Johnny, Charles, Lionel et les autres
Lille - décembre 2017 -
A la descente du train de Paris, en gare de Lille Flandres, j’attendais mon père. Une fois le flot des passagers passé, je me retrouvai seul sur le quai. Quelques minutes plus tard je le vis arriver manteau ouvert et foulard au vent malgré le froid. Tout juste pressé.
Je fus surpris qu’il ne s’excuse à peine de son retard: "je n’ai pas vu l’heure passer, j’étais en train de regarder les cérémonies à la télé pour la mort de … ". Il voulu esquiver pour ne pas se trouver en flagrant délit de ne pas savoir dire le nom de celui qui, ce jour là, générait un immense hommage populaire.
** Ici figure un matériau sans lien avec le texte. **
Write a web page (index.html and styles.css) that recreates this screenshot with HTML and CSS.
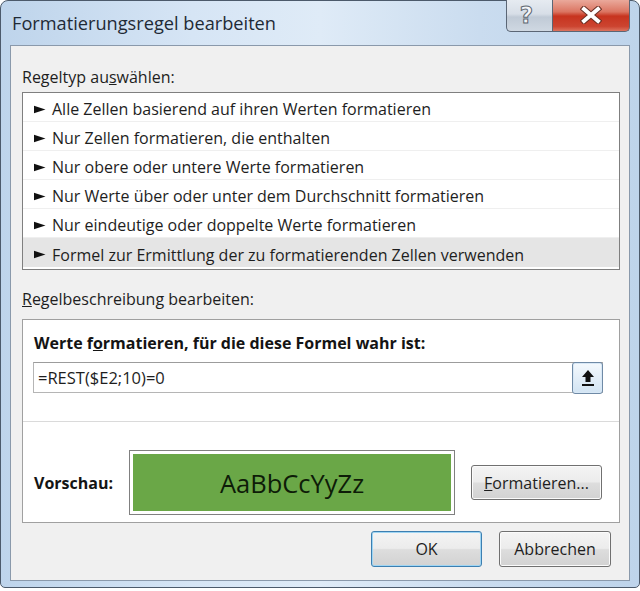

J’insistai pourtant pour qu’il me le dise. Il tenta furtivement: « - Charles Aznavour ? » « - Mais non papa, Johnny ! » . « - Ah oui, Johnny Halliday ».
Durant le week-end, nous avons plongé dans le passé et ressorti quelques boites de ses vieilles Kodachrome. Les couleurs étaient toujours gaies. Ce qui m’a le plus étonné, c’est que, gamin, j’avais l’air heureux. Ma mère était belle en Italie. Mon père a pleuré mais il m’a dit que contrairement aux apparences il était heureux. Heureux de voir ma mère. Ensuite, nous sommes allé voir l’Angelus de Jean-François Millet au Palais des Beaux-Arts (quelle émotion !) et boire un café.

Deux semaines plus tard je demandais à mon père si il se souvenait avec qui il avait bu un café dans l’atrium du musée de Lille.
Avec un léger sourire, se doutant qu’il se trompait mais pour tenter quand même sa chance, il prononça d’une voix à peine audible: « Robert Schuman ? ».